Perubahan iklim juga berperan besar dalam mempercepat evolusi. Beberapa spesies telah berhasil beradaptasi dengan suhu yang lebih hangat atau kondisi lingkungan yang ekstrem. Namun, jika perubahan lingkungan terjadi terlalu cepat, evolusi mungkin tidak mampu mengejarnya.
"Evolusi adalah sebuah proses yang terus berlangsung," tegas James Stroud, seorang ahli biologi evolusi. Ia menambahkan bahwa seleksi alam bekerja secara dinamis, namun dalam jangka waktu yang sangat panjang, perubahan yang terjadi mungkin tidak begitu signifikan.

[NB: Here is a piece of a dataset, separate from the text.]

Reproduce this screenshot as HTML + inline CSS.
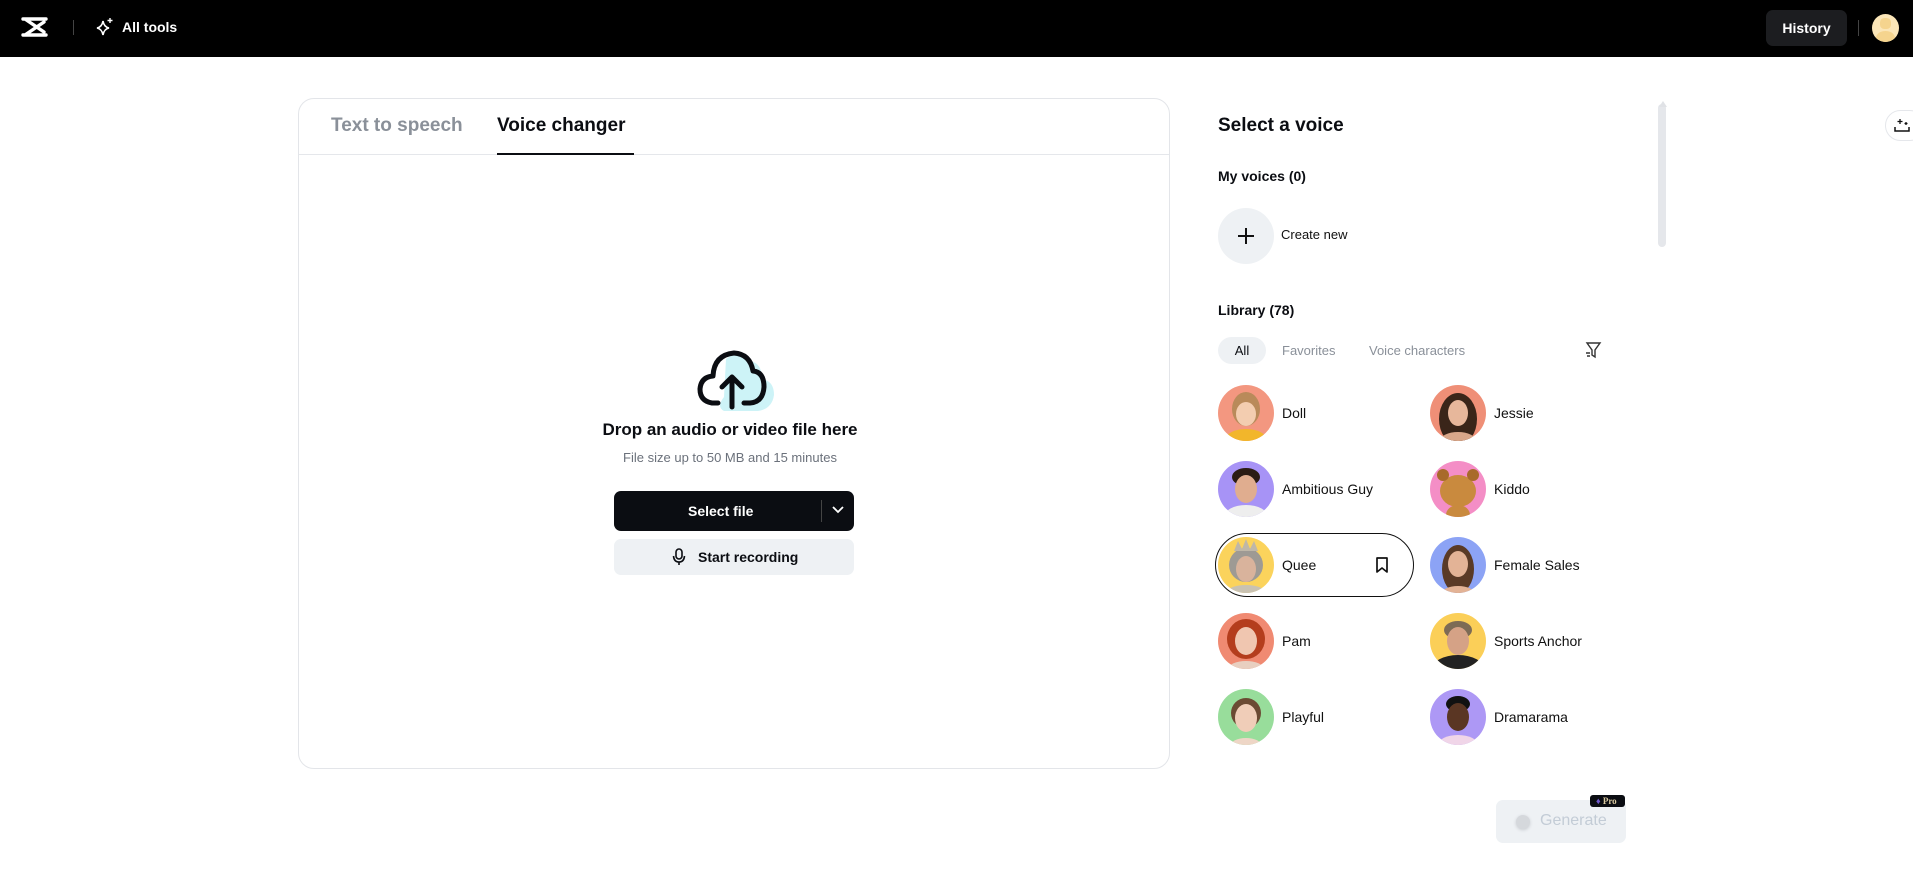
<!DOCTYPE html>
<html><head><meta charset="utf-8">
<style>
*{margin:0;padding:0;box-sizing:border-box}
body{width:1913px;height:873px;background:#fff;font-family:"Liberation Sans",sans-serif;position:relative;overflow:hidden;color:#0b0d12}
.abs{position:absolute}
.hdr{left:0;top:0;width:1913px;height:57px;background:#000}
.panel{left:298px;top:98px;width:872px;height:671px;border:1px solid #e3e5e9;border-radius:16px}
.tab{top:115px;font-size:19px;font-weight:bold}
.av{width:56px;height:56px;border-radius:50%;overflow:hidden}
.nm{font-size:14px;color:#111}
</style></head><body>
<div class="abs hdr"></div>
<svg class="abs" style="left:21px;top:16px" width="27" height="22" viewBox="0 0 27 22"><path d="M2 3 L25 3 M2 19 L25 19 M4 3 L23 16 M23 6 L4 19" stroke="#fff" stroke-width="3.4" fill="none" stroke-linecap="round"/></svg>
<div class="abs" style="left:73px;top:20px;width:1px;height:15px;background:#444"></div>
<svg class="abs" style="left:96px;top:17px" width="18" height="19" viewBox="0 0 18 19"><path d="M7 4 Q8 10 13 11 Q8 12 7 18 Q6 12 1 11 Q6 10 7 4Z" stroke="#fff" stroke-width="1.6" fill="none"/><path d="M14 1 v5 M11.5 3.5 h5" stroke="#fff" stroke-width="1.4"/></svg>
<div class="abs" style="left:122px;top:19px;color:#fff;font-size:14px;font-weight:bold">All tools</div>
<div class="abs" style="left:1766px;top:10px;width:81px;height:36px;background:#1c1d20;border-radius:7px;color:#fff;font-size:14px;font-weight:bold;text-align:center;line-height:36px">History</div>
<div class="abs" style="left:1858px;top:20px;width:1px;height:16px;background:#444"></div>
<div class="abs" style="left:1872px;top:14px;width:27px;height:28px;border-radius:50%;background:#fbe6b8;overflow:hidden"><div style="position:absolute;left:8px;top:4px;width:11px;height:11px;border-radius:40%;background:#f5d48e"></div><div style="position:absolute;left:4px;top:17px;width:19px;height:14px;border-radius:50%;background:#f5d48e"></div></div>

<div class="abs panel"></div>
<div class="abs tab" style="left:331px;color:#8a9099">Text to speech</div>
<div class="abs tab" style="left:497px">Voice changer</div>
<div class="abs" style="left:299px;top:154px;width:870px;height:1px;background:#e5e7eb"></div>
<div class="abs" style="left:497px;top:153px;width:137px;height:2px;background:#0b0d12"></div>

<svg class="abs" style="left:696px;top:347px" width="78" height="66" viewBox="0 0 78 66"><path d="M30 12 Q42 2 54 14 Q66 16 66 32 Q78 34 78 48 Q76 62 62 64 L28 64 Q20 60 28 50 Z" fill="#cdf3f7"/><path d="M22 56 L16 56 Q4 54 4 42 Q5 30 17 29 Q18 8 38 6 Q54 7 57 24 Q68 25 68 40 Q67 55 54 56 L48 56" stroke="#0b0d12" stroke-width="5" fill="none" stroke-linejoin="round" stroke-linecap="round"/><path d="M36 60 V30 M26 40 L36 30 L46 40" stroke="#0b0d12" stroke-width="5" fill="none" stroke-linecap="round" stroke-linejoin="round"/></svg>
<div class="abs" style="left:580px;width:300px;top:420px;text-align:center;font-size:17px;font-weight:bold">Drop an audio or video file here</div>
<div class="abs" style="left:580px;width:300px;top:450px;text-align:center;font-size:13px;color:#6b717b">File size up to 50 MB and 15 minutes</div>
<div class="abs" style="left:614px;top:491px;width:240px;height:40px;background:#0b0d12;border-radius:7px;color:#fff;font-size:14px;font-weight:bold;line-height:40px;padding-left:74px">Select file</div>
<div class="abs" style="left:821px;top:500px;width:1px;height:22px;background:#444"></div>
<svg class="abs" style="left:831px;top:505px" width="14" height="10" viewBox="0 0 14 10"><path d="M2 2 L7 7 L12 2" stroke="#fff" stroke-width="1.8" fill="none"/></svg>
<div class="abs" style="left:614px;top:539px;width:240px;height:36px;background:#eef1f4;border-radius:7px;font-size:14px;font-weight:bold;line-height:36px;padding-left:84px">Start recording</div>
<svg class="abs" style="left:672px;top:548px" width="14" height="18" viewBox="0 0 14 18"><rect x="4" y="1" width="6" height="10" rx="3" stroke="#0b0d12" stroke-width="1.6" fill="none"/><path d="M1.5 8 Q2 14 7 14 Q12 14 12.5 8 M7 14 V17" stroke="#0b0d12" stroke-width="1.6" fill="none"/></svg>

<div class="abs" style="left:1218px;top:115px;font-size:19px;font-weight:bold">Select a voice</div>
<div class="abs" style="left:1218px;top:168px;font-size:14px;font-weight:bold">My voices (0)</div>
<div class="abs" style="left:1218px;top:208px;width:56px;height:56px;border-radius:50%;background:#eef1f4"></div>
<div class="abs" style="left:1238px;top:235px;width:16px;height:2px;background:#111"></div>
<div class="abs" style="left:1245px;top:228px;width:2px;height:16px;background:#111"></div>
<div class="abs nm" style="left:1281px;top:227px;font-size:13px">Create new</div>
<div class="abs" style="left:1218px;top:302px;font-size:14px;font-weight:bold">Library (78)</div>
<div class="abs" style="left:1218px;top:337px;width:48px;height:27px;border-radius:14px;background:#eef1f4;font-size:13px;line-height:27px;text-align:center">All</div>
<div class="abs" style="left:1282px;top:343px;font-size:13px;color:#8a9099">Favorites</div>
<div class="abs" style="left:1369px;top:343px;font-size:13px;color:#8a9099">Voice characters</div>
<svg class="abs" style="left:1584px;top:341px" width="18" height="18" viewBox="0 0 18 18"><path d="M3 2 H16 L11 9 V16 L8 14 V9 Z" stroke="#333" stroke-width="1.4" fill="none"/><path d="M2 12 H6 M3 15 H6" stroke="#333" stroke-width="1.4"/></svg>
<div class="abs" style="left:1658px;top:104px;width:8px;height:143px;border-radius:4px;background:#e5e7eb"></div>
<div class="abs" style="left:1659px;top:102px;width:0;height:0;border-left:4px solid transparent;border-right:4px solid transparent;border-bottom:6px solid #e0e2e6;top:101px"></div>
<div class="abs" style="left:1885px;top:110px;width:40px;height:31px;border:1px solid #e5e7eb;border-radius:16px;background:#fff"></div>
<svg class="abs" style="left:1893px;top:116px" width="18" height="18" viewBox="0 0 18 18"><path d="M2 11 V15 H16 V11" stroke="#111" stroke-width="1.5" fill="none"/><path d="M7 3 v5 M4.5 5.5 h5 M13 6 v3 M11.5 7.5 h3" stroke="#111" stroke-width="1.3"/></svg>

<div class="abs" style="left:1215px;top:533px;width:199px;height:64px;border:1.5px solid #111;border-radius:32px"></div>
<svg class="abs" style="left:1375px;top:556px" width="14" height="18" viewBox="0 0 14 18"><path d="M2 2 H12 V16 L7 12 L2 16 Z" stroke="#111" stroke-width="1.7" fill="none" stroke-linejoin="round"/></svg>

<!-- avatars -->
<svg class="abs" style="left:1218px;top:385px" width="56" height="56"><defs><clipPath id="c"><circle cx="28" cy="28" r="28"/></clipPath></defs><g clip-path="url(#c)"><rect width="56" height="56" fill="#f39780"/><ellipse cx="28" cy="54" rx="20" ry="10" fill="#f2b62b"/><ellipse cx="28" cy="24" rx="14" ry="17" fill="#b98a5a"/><ellipse cx="28" cy="29" rx="10" ry="12" fill="#f3cdb0"/></g></svg>
<svg class="abs" style="left:1430px;top:385px" width="56" height="56"><g clip-path="url(#c)"><rect width="56" height="56" fill="#ef8f77"/><ellipse cx="28" cy="34" rx="19" ry="26" fill="#3a2519"/><ellipse cx="28" cy="28" rx="10" ry="13" fill="#e7b79b"/><ellipse cx="28" cy="56" rx="18" ry="9" fill="#d9a78a"/></g></svg>
<svg class="abs" style="left:1218px;top:461px" width="56" height="56"><g clip-path="url(#c)"><rect width="56" height="56" fill="#a793f6"/><ellipse cx="28" cy="56" rx="22" ry="12" fill="#eee"/><ellipse cx="28" cy="16" rx="14" ry="9" fill="#2b1c14"/><ellipse cx="28" cy="28" rx="11" ry="14" fill="#e0ad8f"/></g></svg>
<svg class="abs" style="left:1430px;top:461px" width="56" height="56"><g clip-path="url(#c)"><rect width="56" height="56" fill="#f48ec6"/><ellipse cx="28" cy="30" rx="18" ry="16" fill="#c98a3e"/><circle cx="13" cy="14" r="6" fill="#a86a2b"/><circle cx="43" cy="14" r="6" fill="#a86a2b"/><ellipse cx="28" cy="54" rx="12" ry="10" fill="#c98a3e"/></g></svg>
<svg class="abs" style="left:1218px;top:537px" width="56" height="56"><g clip-path="url(#c)"><rect width="56" height="56" fill="#fbd35c"/><ellipse cx="28" cy="28" rx="17" ry="17" fill="#9e9a94"/><ellipse cx="28" cy="32" rx="10" ry="13" fill="#d9b39c"/><path d="M16 14 L20 4 L24 12 L28 2 L32 12 L36 4 L40 14Z" fill="#bfb7a8"/><ellipse cx="28" cy="56" rx="20" ry="8" fill="#c9c2b2"/></g></svg>
<svg class="abs" style="left:1430px;top:537px" width="56" height="56"><g clip-path="url(#c)"><rect width="56" height="56" fill="#8ca3f5"/><ellipse cx="28" cy="32" rx="16" ry="24" fill="#5a3a26"/><ellipse cx="28" cy="27" rx="10" ry="13" fill="#e3b396"/><ellipse cx="28" cy="57" rx="17" ry="8" fill="#e3b396"/></g></svg>
<svg class="abs" style="left:1218px;top:613px" width="56" height="56"><g clip-path="url(#c)"><rect width="56" height="56" fill="#f08a72"/><ellipse cx="28" cy="26" rx="19" ry="20" fill="#b43d1d"/><ellipse cx="28" cy="28" rx="11" ry="14" fill="#f0c6b0"/><ellipse cx="28" cy="56" rx="18" ry="8" fill="#e8cfc0"/></g></svg>
<svg class="abs" style="left:1430px;top:613px" width="56" height="56"><g clip-path="url(#c)"><rect width="56" height="56" fill="#fbcf58"/><ellipse cx="28" cy="56" rx="26" ry="14" fill="#222"/><ellipse cx="28" cy="17" rx="14" ry="9" fill="#7d6b55"/><ellipse cx="28" cy="28" rx="11" ry="14" fill="#d5a286"/></g></svg>
<svg class="abs" style="left:1218px;top:689px" width="56" height="56"><g clip-path="url(#c)"><rect width="56" height="56" fill="#98dd9b"/><ellipse cx="28" cy="24" rx="15" ry="15" fill="#6b4a33"/><ellipse cx="28" cy="29" rx="11" ry="14" fill="#f0cdb8"/><ellipse cx="28" cy="57" rx="16" ry="8" fill="#eed6c6"/></g></svg>
<svg class="abs" style="left:1430px;top:689px" width="56" height="56"><g clip-path="url(#c)"><rect width="56" height="56" fill="#ad98f5"/><ellipse cx="28" cy="56" rx="20" ry="10" fill="#f0d5e8"/><ellipse cx="28" cy="15" rx="12" ry="8" fill="#111"/><ellipse cx="28" cy="28" rx="11" ry="14" fill="#5a3623"/></g></svg>

<div class="abs nm" style="left:1282px;top:405px">Doll</div>
<div class="abs nm" style="left:1494px;top:405px">Jessie</div>
<div class="abs nm" style="left:1282px;top:481px">Ambitious Guy</div>
<div class="abs nm" style="left:1494px;top:481px">Kiddo</div>
<div class="abs nm" style="left:1282px;top:557px">Quee</div>
<div class="abs nm" style="left:1494px;top:557px">Female Sales</div>
<div class="abs nm" style="left:1282px;top:633px">Pam</div>
<div class="abs nm" style="left:1494px;top:633px">Sports Anchor</div>
<div class="abs nm" style="left:1282px;top:709px">Playful</div>
<div class="abs nm" style="left:1494px;top:709px">Dramarama</div>

<div class="abs" style="left:1496px;top:800px;width:130px;height:43px;background:#eef1f4;border-radius:7px"></div>
<div class="abs" style="left:1516px;top:815px;width:14px;height:14px;border-radius:50%;background:#d5d8dc;box-shadow:0 1px 3px #c8cbd0"></div>
<div class="abs" style="left:1540px;top:812px;font-size:16px;color:#c3ccd6">Generate</div>
<div class="abs" style="left:1590px;top:795px;width:35px;height:12px;background:#0b0d12;border-radius:3px;color:#d9c9a0;font-size:9px;line-height:12px;font-family:'Liberation Serif',serif;font-weight:bold;padding-left:6px"><span style="color:#6d57c9">♦</span> Pro</div>
</body></html>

Mengukur kecepatan evolusi
Pernahkah Anda bertanya-tanya seberapa cepat makhluk hidup berevolusi Pertanyaan ini mungkin terdengar sederhana, namun menjawabnya tidaklah mudah.
Philip Gingerich, seorang paleontolog di University of Michigan, mengembangkan satu metode, menggunakan satuan pengukuran yang tepat disebut darwin. Dia menemukan bahwa evolusi bekerja lambat pada skala waktu yang panjang dan cepat pada skala waktu yang lebih pendek.
"Laju evolusi bisa sangat cepat karena perubahan lingkungan yang konstan," kata Michael Benton, seorang paleontolog vertebrata di University of Bristol, kepada Live Science. Tetapi "semakin pendek skala waktunya, semakin cepat lajunya, dan ini setelah Anda mengoreksi waktu," tambahnya.
Sebuah studi kasus yang menarik adalah tentang iguana hijau di Miami. Ketika cuaca dingin tiba, banyak iguana yang mati karena kedinginan. Namun, beberapa di antaranya berhasil bertahan hidup.
"Yang kami lihat adalah beberapa mati, tetapi beberapa bertahan — dan yang bertahan sebenarnya dapat mentoleransi suhu yang lebih dingin daripada yang kami ukur sebelumnya," kata Stroud. "Jadi ini menunjukkan bahwa evolusi mungkin sedang terjadi."
Catatan fosil juga menyimpan beberapa petunjuk. Pada periode Trias (251,9 juta hingga 201,3 juta tahun yang lalu), setelah kepunahan Permian, reptil laut besar yang disebut ichthyosaurus berevolusi menjadi raksasa dalam waktu kurang dari 3 juta tahun — lebih cepat daripada paus — karena mereka menjadi predator teratas di lautan.
Faktor-faktor seperti menyesuaikan diri dengan kondisi baru, mengisi ceruk baru, menghindari predator, dan bersaing dengan hewan lain seringkali meningkatkan seberapa cepat seekor hewan dapat berevolusi, kata Benton.
"Mungkin jawabannya adalah bahwa semuanya mampu berevolusi dengan sangat cepat, jika harus," kata Benton.